For those who market online, it is our duty to make accessibility a priority in our digital marketing solutions. This isn’t just a moral duty – it’s required by law… well, kind of. 

Legal Requirements

Since its passing in July of 1990, The Americans with Disabilities Act (ADA) has functioned to the best of its ability to create a more equitable nation for all people, regardless of ability. The passing of the ADA was a huge step for the disability rights movement, as it “prohibits discrimination against individuals with disabilities in all areas of public life, including jobs, schools, transportation, and all public and private places that are open to the general public.” Unfortunately, the ADA was created without the ~modern~ internet in mind. To this day, there are almost no legal specifications for internet accessibility, only that sites must be ‘accessible’. That’s where The Web Content Accessibility Guidelines (WCAG) come into play. 

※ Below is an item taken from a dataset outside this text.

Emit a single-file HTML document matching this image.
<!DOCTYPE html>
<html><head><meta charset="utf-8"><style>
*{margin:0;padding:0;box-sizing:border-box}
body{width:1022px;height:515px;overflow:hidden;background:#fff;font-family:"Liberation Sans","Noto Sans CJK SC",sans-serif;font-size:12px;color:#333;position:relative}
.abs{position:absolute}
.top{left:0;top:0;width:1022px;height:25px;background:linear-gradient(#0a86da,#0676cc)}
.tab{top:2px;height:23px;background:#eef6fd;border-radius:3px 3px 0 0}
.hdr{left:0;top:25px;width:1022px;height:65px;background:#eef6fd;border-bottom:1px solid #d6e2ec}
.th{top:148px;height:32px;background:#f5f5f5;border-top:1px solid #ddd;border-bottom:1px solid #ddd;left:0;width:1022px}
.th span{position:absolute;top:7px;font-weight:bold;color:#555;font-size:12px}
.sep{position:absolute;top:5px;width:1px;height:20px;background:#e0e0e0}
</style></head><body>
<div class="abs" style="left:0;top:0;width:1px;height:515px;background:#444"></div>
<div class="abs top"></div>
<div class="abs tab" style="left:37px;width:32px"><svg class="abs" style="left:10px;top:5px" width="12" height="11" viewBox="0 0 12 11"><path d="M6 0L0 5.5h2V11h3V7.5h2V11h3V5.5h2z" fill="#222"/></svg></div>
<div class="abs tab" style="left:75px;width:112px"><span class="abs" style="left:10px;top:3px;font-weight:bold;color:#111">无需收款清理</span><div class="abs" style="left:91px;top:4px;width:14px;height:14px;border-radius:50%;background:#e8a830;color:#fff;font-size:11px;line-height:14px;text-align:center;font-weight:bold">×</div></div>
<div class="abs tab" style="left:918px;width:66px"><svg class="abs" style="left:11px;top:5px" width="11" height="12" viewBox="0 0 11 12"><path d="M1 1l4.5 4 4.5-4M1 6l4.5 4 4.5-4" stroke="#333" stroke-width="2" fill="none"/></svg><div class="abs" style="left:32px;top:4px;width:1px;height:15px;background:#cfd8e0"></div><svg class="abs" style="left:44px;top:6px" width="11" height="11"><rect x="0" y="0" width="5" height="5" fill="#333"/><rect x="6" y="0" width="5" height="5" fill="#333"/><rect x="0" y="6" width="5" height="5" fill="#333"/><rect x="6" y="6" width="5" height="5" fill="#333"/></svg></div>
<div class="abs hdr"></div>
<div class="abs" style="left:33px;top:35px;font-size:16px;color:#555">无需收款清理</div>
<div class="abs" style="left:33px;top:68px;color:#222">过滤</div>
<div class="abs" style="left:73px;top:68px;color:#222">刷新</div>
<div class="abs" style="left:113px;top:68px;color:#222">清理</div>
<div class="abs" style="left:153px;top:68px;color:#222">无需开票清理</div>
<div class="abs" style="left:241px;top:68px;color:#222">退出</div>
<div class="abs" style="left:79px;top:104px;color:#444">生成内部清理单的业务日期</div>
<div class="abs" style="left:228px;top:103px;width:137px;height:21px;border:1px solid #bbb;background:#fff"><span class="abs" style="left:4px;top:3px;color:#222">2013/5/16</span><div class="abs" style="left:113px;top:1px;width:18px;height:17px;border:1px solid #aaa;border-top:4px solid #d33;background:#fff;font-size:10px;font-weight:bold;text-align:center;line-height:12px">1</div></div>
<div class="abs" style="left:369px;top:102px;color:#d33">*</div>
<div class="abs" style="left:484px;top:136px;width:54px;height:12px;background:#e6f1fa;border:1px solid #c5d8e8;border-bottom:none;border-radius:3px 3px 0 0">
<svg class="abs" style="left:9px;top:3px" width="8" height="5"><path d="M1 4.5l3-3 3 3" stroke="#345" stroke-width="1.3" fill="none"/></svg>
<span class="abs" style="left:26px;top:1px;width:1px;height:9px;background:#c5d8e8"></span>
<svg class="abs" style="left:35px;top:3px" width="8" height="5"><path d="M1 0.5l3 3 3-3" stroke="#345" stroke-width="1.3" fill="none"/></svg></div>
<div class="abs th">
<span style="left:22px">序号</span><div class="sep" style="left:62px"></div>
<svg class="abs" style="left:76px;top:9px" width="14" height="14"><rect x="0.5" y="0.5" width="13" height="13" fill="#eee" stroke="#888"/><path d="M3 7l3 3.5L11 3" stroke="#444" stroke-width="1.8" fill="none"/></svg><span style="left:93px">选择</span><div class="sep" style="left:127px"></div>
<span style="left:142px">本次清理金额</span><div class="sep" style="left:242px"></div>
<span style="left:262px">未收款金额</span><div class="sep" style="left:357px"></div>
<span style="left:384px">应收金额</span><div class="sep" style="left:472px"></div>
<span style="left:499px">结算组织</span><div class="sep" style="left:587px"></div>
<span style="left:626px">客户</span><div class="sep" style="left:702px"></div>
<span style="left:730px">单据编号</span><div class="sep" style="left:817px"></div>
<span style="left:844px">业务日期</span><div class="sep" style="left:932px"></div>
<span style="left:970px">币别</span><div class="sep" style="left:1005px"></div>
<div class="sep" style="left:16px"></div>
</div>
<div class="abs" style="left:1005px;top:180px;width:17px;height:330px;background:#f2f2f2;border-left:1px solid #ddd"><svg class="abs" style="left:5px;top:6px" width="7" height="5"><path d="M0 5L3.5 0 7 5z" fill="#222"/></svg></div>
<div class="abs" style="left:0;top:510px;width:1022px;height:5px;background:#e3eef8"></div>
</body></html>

While WCAG guides are not the law for private companies, they are considered the ‘gold standard’ for website accessibility. Failure to meet the WCAG guides means a website is not accessible to everyone who may want to interact with it, which could result in bad press, lost clients or even a lawsuit. WCAG presents four basic principles that must be met for your digital marketing solutions to be considered accessible:


“Information and user interface components must be presentable to users in ways they can perceive.”

In short, this means that the information being given needs to be consumable for people of all abilities. 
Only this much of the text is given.